Dieser Soldat, der nach seinem Afghanistan-Einsatz unter einer posttraumatischen Belastungsstörung litt, konnte sich seiner Krankheit zuwenden, aber der Filmemacher Piet Eekman lässt in den vielen, eindrucksvollen Interviews seines Films "PTBS – Unsichtbar verwundet" keinen Zweifel an einem der Grundprobleme der Krankheit: Viele Familien, Kameraden oder Vorgesetzte der Soldaten wissen oft nicht, dass sie unter der Krankheit leiden oder wie sie damit umgehen sollen. Noch immer ist das Thema PTBS auch ein nicht gern Gesehenes. Piet Eekman hat für seinen Film hochrangige und hochqualifizierte Experten aus der Bundeswehr interviewt – Psychologen, Psychiater oder Therapeuten -, er konnte Übungen der Bundeswehr für den Ernstfall dokumentieren, aber die Realität des institutionellen Umgang mit den Traumatisierungen als ungeliebten Kollateralschäden der Auslandseinsätze ist immer noch auch ein anderer:
"Dies ist ein Film, in dem Soldaten zu Wort kommen, aber keine Generäle. Trotz wiederholter Erklärung der Bundeswehr, sie gehe offen mit der Thematik der durch Auslandseinsätze traumatisierten Soldaten um, war es auch nach monatelangen Bitten nicht möglich, die obersten zuständigen Generäle für ein Interview zu gewinnen."
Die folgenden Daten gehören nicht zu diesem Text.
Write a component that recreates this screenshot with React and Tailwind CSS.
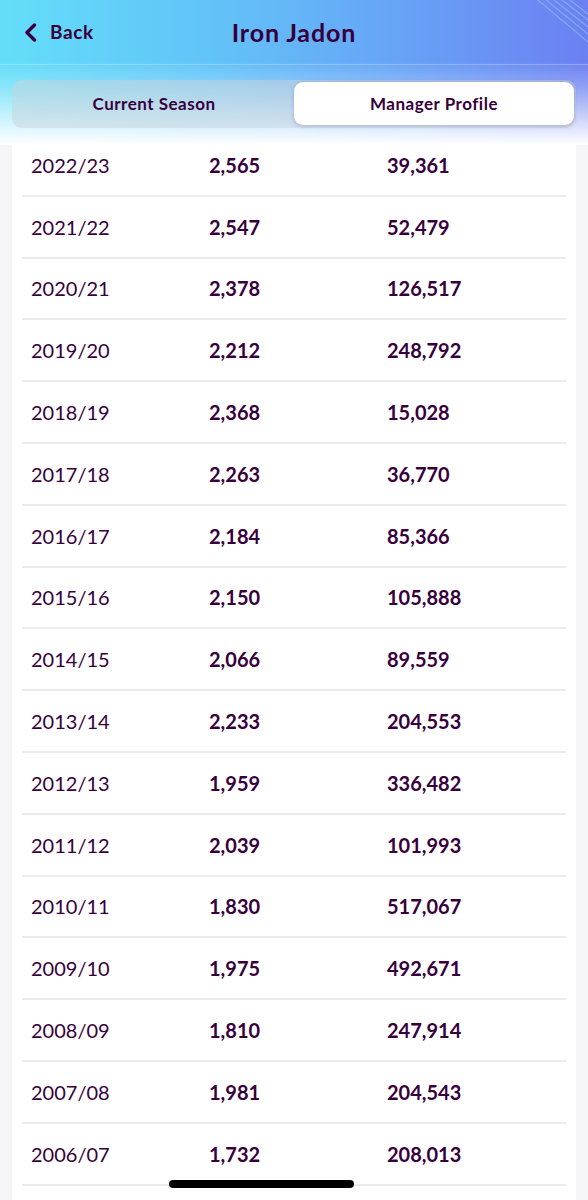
import React from "react";

const rows = [
  ["2022/23", "2,565", "39,361"],
  ["2021/22", "2,547", "52,479"],
  ["2020/21", "2,378", "126,517"],
  ["2019/20", "2,212", "248,792"],
  ["2018/19", "2,368", "15,028"],
  ["2017/18", "2,263", "36,770"],
  ["2016/17", "2,184", "85,366"],
  ["2015/16", "2,150", "105,888"],
  ["2014/15", "2,066", "89,559"],
  ["2013/14", "2,233", "204,553"],
  ["2012/13", "1,959", "336,482"],
  ["2011/12", "2,039", "101,993"],
  ["2010/11", "1,830", "517,067"],
  ["2009/10", "1,975", "492,671"],
  ["2008/09", "1,810", "247,914"],
  ["2007/08", "1,981", "204,543"],
  ["2006/07", "1,732", "208,013"],
];

export default function App() {
  return (
    <div className="relative w-[588px] h-[1200px] overflow-hidden bg-[#f5f5f7] text-[#37003c] font-['Lato',sans-serif]">
      <header className="relative z-10 h-[145px] bg-[linear-gradient(to_bottom,rgba(255,255,255,0)_0%,rgba(255,255,255,0)_42%,rgba(255,255,255,0.25)_60%,rgba(255,255,255,1)_100%),linear-gradient(to_right,#63def9_0%,#62c4f8_35%,#67a6f6_65%,#6b80f2_100%)]">
        <svg className="absolute right-0 top-0" width="90" height="70" viewBox="0 0 90 70">
          <g stroke="#9be8f4" strokeWidth="1.2" opacity="0.4">
            <line x1="40" y1="0" x2="90" y2="42" />
            <line x1="48" y1="0" x2="90" y2="34" />
            <line x1="56" y1="0" x2="90" y2="27" />
            <line x1="64" y1="0" x2="90" y2="20" />
            <line x1="72" y1="0" x2="90" y2="14" />
          </g>
        </svg>
        <div className="relative grid grid-cols-[1fr_auto_1fr] items-center h-[65px] border-b border-[rgba(255,255,255,0.25)]">
          <div className="flex items-center gap-[13px] pl-[24px]">
            <svg width="13" height="19" viewBox="0 0 13 19" fill="none">
              <path d="M10.5 2 L3 9.5 L10.5 17" stroke="#37003c" strokeWidth="3.4" strokeLinecap="round" strokeLinejoin="round" />
            </svg>
            <span className="text-[19px] font-bold tracking-[0.6px]">Back</span>
          </div>
          <h1 className="text-[25px] font-bold tracking-[0.9px] leading-none">Iron Jadon</h1>
          <div />
        </div>
        <div className="px-[12px] pt-[15px]">
          <div className="flex h-[48px] rounded-[10px] bg-[rgba(200,212,220,0.5)] p-[2px] pb-[3px]">
            <div className="flex-1 flex items-center justify-center text-[17px] font-bold tracking-[0.5px]">
              Current Season
            </div>
            <div className="flex-1 flex items-center justify-center rounded-[9px] bg-white shadow-[0_1px_4px_rgba(40,40,90,0.25)] text-[17px] font-bold tracking-[0.5px]">
              Manager Profile
            </div>
          </div>
        </div>
      </header>
      <main className="-mt-[10px] mx-[12px] bg-white px-[10px] pb-[40px]">
        {rows.map(([season, pts, rank]) => (
          <div
            key={season}
            className="flex items-center h-[61.8px] border-b-2 border-[#ececf0] pl-[9px] text-[20px]"
          >
            <div className="w-[178px] font-normal">{season}</div>
            <div className="w-[178px] font-bold">{pts}</div>
            <div className="font-bold">{rank}</div>
          </div>
        ))}
      </main>
      <div className="absolute left-[169px] top-[1180px] w-[185px] h-[8px] rounded-full bg-black" />
    </div>
  );
}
Das offensichtliche Schweigen auf den hohen Führungsebenen der Bundeswehr hat verständlicherweise auch Auswirkungen für die PTBS-Kranken, auf ihr Gefühl, mit ihrer Krankheit angenommen und akzeptiert zu werden. Karl-Heinz Biesold, Psychiater im Bundeswehrkrankenhaus in Hamburg:
"Wenn man traumatisierende Dinge erlebt, ist auch eine ganz große Frage, welchen Sinn hat das gemacht, was ich riskiert habe. Oder dass ich das erlebt habe. Und wenn die Motivation am Einsatz nicht stimmt, oder bei den Einsätzen nicht ganz klar ist, wofür sie da sind oder das Bild verzerrt ist, dann wird die Verarbeitungsfähigkeit der Menschen ganz leicht an eine Grenze heran geführt."
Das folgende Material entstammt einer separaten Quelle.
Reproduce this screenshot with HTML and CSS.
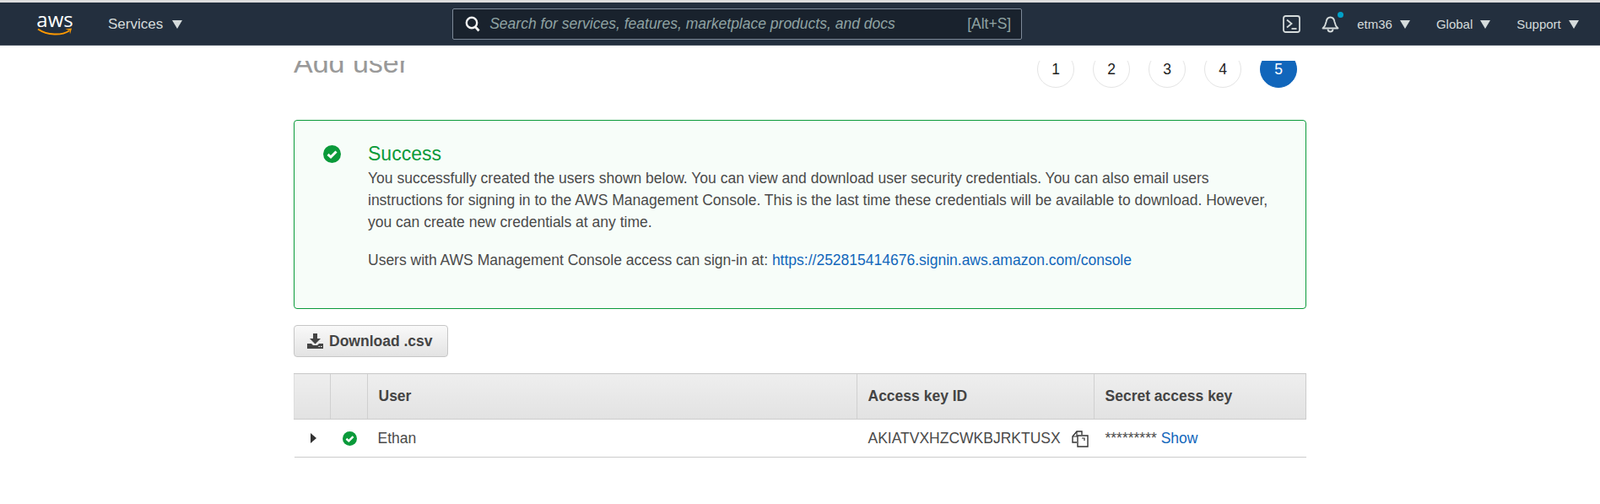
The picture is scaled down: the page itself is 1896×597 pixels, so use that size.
FILE: index.html
```html
<!DOCTYPE html>
<html>
  <head>
    <title>Add user</title>
    <link rel="stylesheet" href="styles.css">
  </head>
  <body>
    <nav class="navbar">
      <a class="logo">
        <span class="logo-text">aws</span>
        <svg class="logo-smile" width="42" height="11" viewBox="0 0 42 11">
          <path d="M1 2.500C12 10 29 10.500 38 4.500" fill="none" stroke="#f90" stroke-width="2"/>
          <path d="M33.500 2.500L41 1.500L39 8.500L38.500 4Z" fill="#f90"/>
        </svg>
      </a>
      <div class="nav-item services">Services <span class="caret"></span></div>
      <div class="search">
        <svg class="search-icon" width="20" height="20" viewBox="0 0 20 20">
          <circle cx="9" cy="9" r="6.200" fill="none" stroke="#f2f3f3" stroke-width="2.400"/>
          <path d="M13 13.500L17.500 18.500" stroke="#f2f3f3" stroke-width="2.800"/>
        </svg>
        <span class="search-hint">Search for services, features, marketplace products, and docs</span>
        <span class="search-key">[Alt+S]</span>
      </div>
      <svg class="icon-shell" width="21" height="21" viewBox="0 0 21 21">
        <rect x="1" y="1" width="19" height="19" rx="2.500" fill="none" stroke="#d5dbdb" stroke-width="1.800"/>
        <path d="M5 5.500L10.500 10L5 14.500" fill="none" stroke="#d5dbdb" stroke-width="1.800"/>
        <path d="M10.500 16H16.500" stroke="#d5dbdb" stroke-width="1.800"/>
      </svg>
      <div class="bell">
        <svg width="22" height="22" viewBox="0 0 22 22">
          <path d="M1.500 16.500C4.500 14 5 12 5.500 9C6 5.500 8 3.500 10.500 3.500C13 3.500 15 5.500 15.500 9C16 12 16.500 14 19.500 16.500Z" fill="none" stroke="#d5dbdb" stroke-width="1.800" stroke-linejoin="round"/>
          <path d="M7.500 17.500A3 3 0 0 0 13.500 17.500" fill="none" stroke="#d5dbdb" stroke-width="1.800"/>
        </svg>
        <span class="bell-dot"></span>
      </div>
      <div class="nav-item user">etm36 <span class="caret"></span></div>
      <div class="nav-item region">Global <span class="caret"></span></div>
      <div class="nav-item support">Support <span class="caret"></span></div>
    </nav>

    <main class="viewport">
      <div class="container">
        <div class="title-row">
          <h1>Add user</h1>
          <div class="steps">
            <div class="step">1</div>
            <div class="step">2</div>
            <div class="step">3</div>
            <div class="step">4</div>
            <div class="step active">5</div>
          </div>
        </div>

        <div class="alert">
          <svg class="check alert-icon" width="21" height="21" viewBox="0 0 21 21">
            <circle cx="10.500" cy="10.500" r="10.500" fill="#0a9a3a"/>
            <path d="M5.500 10.800L9 14L15.500 7.500" fill="none" stroke="#fff" stroke-width="3"/>
          </svg>
          <div class="alert-body">
            <div class="alert-title">Success</div>
            <p>You successfully created the users shown below. You can view and download user security credentials. You can also email users instructions for signing in to the AWS Management Console. This is the last time these credentials will be available to download. However, you can create new credentials at any time.</p>
            <p class="alert-login">Users with AWS Management Console access can sign-in at: <a href="#">https://252815414676.signin.aws.amazon.com/console</a></p>
          </div>
        </div>

        <button class="btn-download">
          <svg width="19" height="18" viewBox="0 0 19 18">
            <path d="M7 0H12V6H16L9.500 12.500L3 6H7Z" fill="#444"/>
            <path d="M0 12H5L7 14H12L14 12H19V18H0Z" fill="#444"/>
            <path d="M13.500 15.500H15M16 15.500H17.500" stroke="#fff" stroke-width="1"/>
          </svg>
          Download .csv
        </button>

        <table class="users">
          <thead>
            <tr>
              <th class="col-toggle"></th>
              <th class="col-status"></th>
              <th class="col-user">User</th>
              <th class="col-key">Access key ID</th>
              <th>Secret access key</th>
            </tr>
          </thead>
          <tbody>
            <tr>
              <td class="toggle"><span class="caret-right"></span></td>
              <td class="status">
                <svg class="check" width="17" height="17" viewBox="0 0 21 21">
                  <circle cx="10.500" cy="10.500" r="10.500" fill="#0a9a3a"/>
                  <path d="M5.500 10.800L9 14L15.500 7.500" fill="none" stroke="#fff" stroke-width="3"/>
                </svg>
              </td>
              <td class="name">Ethan</td>
              <td class="key">
                AKIATVXHZCWKBJRKTUSX
                <svg class="copy" width="20" height="20" viewBox="0 0 20 20">
                  <path d="M6 14H1V7L6 1H12V5" fill="none" stroke="#333" stroke-width="1.400"/>
                  <path d="M6 1V7H1" fill="none" stroke="#333" stroke-width="1.200"/>
                  <path d="M7 6H19V19H7Z" fill="#fff" stroke="#333" stroke-width="1.400"/>
                  <path d="M12 9H15V12" fill="none" stroke="#333" stroke-width="1.200"/>
                </svg>
              </td>
              <td class="secret"><span class="stars">*********</span> <a href="#">Show</a></td>
            </tr>
          </tbody>
        </table>
      </div>
    </main>
  </body>
</html>
```

FILE: styles.css
```css
html,
body {
  margin: 0;
  padding: 0;
  height: 100%;
  overflow: hidden;
}
body {
  font-family: "Liberation Sans", Arial, sans-serif;
  background: white;
  color: #4a4a4a;
  font-size: 17.5px;
}
a {
  color: #1166bb;
  text-decoration: none;
}

/* top bar */
.navbar {
  display: flex;
  align-items: center;
  height: 50px;
  border-top: 3px solid #ddd;
  border-bottom: 1px solid #414c5a;
  background: #232f3e;
  color: #d5dbdb;
}
.logo {
  display: flex;
  flex-direction: column;
  align-items: center;
  width: 42px;
  margin-left: 44px;
  margin-top: -2px;
}
.logo-text {
  color: white;
  font-family: "Open Sans", sans-serif;
  font-size: 24px;
  line-height: 22px;
}
.logo-smile {
  margin-top: -2px;
}
.nav-item {
  display: flex;
  align-items: center;
  gap: 9px;
  font-size: 15px;
  padding-top: 1px;
}
.caret {
  width: 0;
  height: 0;
  border-left: 6px solid transparent;
  border-right: 6px solid transparent;
  border-top: 10px solid #d5dbdb;
}
.services {
  gap: 11px;
  margin-left: 42px;
  font-size: 17px;
}
.search {
  display: flex;
  align-items: center;
  width: 673px;
  height: 35px;
  margin-left: 320px;
  border: 1px solid #7d8998;
  border-radius: 2px;
  background: #19222d;
}
.search-icon {
  margin-left: 13px;
}
.search-hint {
  margin-left: 10px;
  color: #8fa3a3;
  font-style: italic;
  font-size: 17.5px;
}
.search-key {
  margin-left: auto;
  margin-right: 12px;
  color: #8fa3a3;
  font-size: 17.5px;
}
.icon-shell {
  margin-left: 309px;
}
.bell {
  position: relative;
  display: flex;
  margin-left: 25px;
}
.bell-dot {
  position: absolute;
  top: -3px;
  right: -4px;
  width: 7px;
  height: 7px;
  border-radius: 50%;
  background: #00a1c9;
}
.user {
  margin-left: 20px;
}
.region {
  margin-left: 31px;
}
.support {
  margin-left: 31px;
}

/* scrolled page area, clipped under the bar */
.viewport {
  margin-top: 18px;
  overflow: hidden;
  height: 525px;
}
.container {
  width: 1200px;
  margin: 0 auto;
}
.title-row {
  display: flex;
  justify-content: space-between;
  height: 44px;
  margin-top: -12px;
  padding-right: 11px;
}
h1 {
  margin: 0;
  color: #999;
  font-size: 34px;
  font-weight: normal;
  line-height: 34px;
  margin-top: -3px;
}
.steps {
  display: flex;
  gap: 22px;
}
.step {
  display: flex;
  align-items: center;
  justify-content: center;
  width: 44px;
  height: 44px;
  box-sizing: border-box;
  border: 1px solid #e4e4e4;
  border-radius: 50%;
  color: #222;
  font-size: 17.5px;
}
.step.active {
  border-color: #1166bb;
  background: #1166bb;
  color: white;
}

/* success box */
.alert {
  display: flex;
  height: 224px;
  margin-top: 38px;
  box-sizing: border-box;
  padding: 24px 30px 0 34px;
  border: 1px solid #0a9a3a;
  border-radius: 4px;
  background: #f7fdf9;
}
.alert-icon {
  flex: none;
  margin-top: 5px;
}
.alert-body {
  margin-left: 32px;
  line-height: 26px;
}
.alert-title {
  color: #0a9a3a;
  font-size: 23px;
  line-height: 31px;
}
.alert-body p {
  margin: 0;
}
.alert-body .alert-login {
  margin-top: 19px;
}

.btn-download {
  display: flex;
  align-items: center;
  gap: 7px;
  width: 183px;
  height: 38px;
  margin-top: 19px;
  padding: 0 0 0 15px;
  border: 1px solid #c6c6c6;
  border-radius: 4px;
  background: linear-gradient(#f9f9f9, #e3e3e3);
  color: #444;
  font-family: inherit;
  font-size: 17.5px;
  font-weight: bold;
}

/* users table */
.users {
  width: 1200px;
  margin-top: 19px;
  border-collapse: collapse;
  table-layout: fixed;
}
.users th {
  box-sizing: border-box;
  height: 54px;
  padding: 0 0 0 13px;
  border-top: 1px solid #ccc;
  border-bottom: 1px solid #ccc;
  background: linear-gradient(#eee, #e2e2e2);
  box-shadow: inset -1px 0 0 #d0d0d0;
  color: #444;
  font-size: 17.5px;
  text-align: left;
}
.users th:first-child {
  border-left: 1px solid #ddd;
}
.users th:last-child {
  border-right: 1px solid #ccc;
  box-shadow: none;
}
.col-toggle {
  width: 43px;
}
.col-status {
  width: 44px;
}
.col-user {
  width: 580px;
}
.col-key {
  width: 281px;
}
.users td {
  height: 44px;
  padding: 0 0 0 13px;
  border-bottom: 1px solid #ccc;
}
.users td.toggle {
  padding: 0 0 0 19px;
}
.users td.status {
  padding: 0 0 0 14px;
}
.users td.name {
  padding-left: 12px;
}
.caret-right {
  display: block;
  width: 0;
  height: 0;
  border-top: 6px solid transparent;
  border-bottom: 6px solid transparent;
  border-left: 7px solid #333;
}
.check {
  display: block;
}
.key {
  white-space: nowrap;
}
.copy {
  margin-left: 8px;
  vertical-align: -5px;
}
.stars {
  font-size: 17.5px;
}
```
Das Gefühl, in einem sinnlosen Krieg das eigene Leben zu riskieren, beschreibt der Israeli Yariv Mozer in seiner Dokumentation "My first war", die nach Piet Eekmans Film auf arte zu sehen ist. Im zweiten Libanon-Krieg vom Sommer 2006 erscheint die kriegerische Auseinandersetzung als absurd irrationale politische Strategie, die aber die körperliche Versehrtheit der Soldaten aufs Spiel setzt. Unkenntnis, Chaos, Unaufgeklärtheit, Naivität und Politiker-Sprechblasen à la "Deutschland wird auch am Hindukush verteidigt" – das sind die Ingredienzien eines absurden Kriegseinsatzes, für das nicht allein Israelis oder Amerikaner das Privileg besitzen. Am Anfang seines Films "PTBS – Unsichtbar verwundet" fragt Piet Eekman einige Bundeswehrsoldaten, ob sie Angst vor dem Auslandseinsatz in Afghanistan haben. Einer der Soldaten antwortet:
"Angst nicht unbedingt. Ich würde das eher Respekt nennen. –
"Was meinen Sie, wenn sie Respekt sagen?", fragt der Filmemacher. Offensichtlich ist der Soldat mit dieser Nachfrage überfordert. Eine lange, sehr lange Pause entsteht. Dann als Antwort:
"Ähm."
Über eines sollte man sich, meint der Bundeswehr-Psychiater Karl-Heinz Biesold, keine Illusionen machen:
"Wir haben ja in unseren Einsätzen, wenn man die Verwundeten- und Totenzahlen anschaut, immerhin noch relativ viel Glück gehabt."
Und der Psychologe Thomas Müller-Holthusen ergänzt:
"Also, wenn sich der Auftrag der Bundeswehr in Richtung Kampfauftrag und tatsächlich kriegerische Auseinandersetzung, dann müssen wir damit rechnen, dass sich die Zahl der Fälle erhöht."
Service:
"PTBS – Unsichtbar verwundet" heißt eine der Dokumentationen, die im Rahmen des Themenabends "Traumatisierte Soldaten" am 17. März 2009 ab 21 Uhr auf Arte zu sehen ist.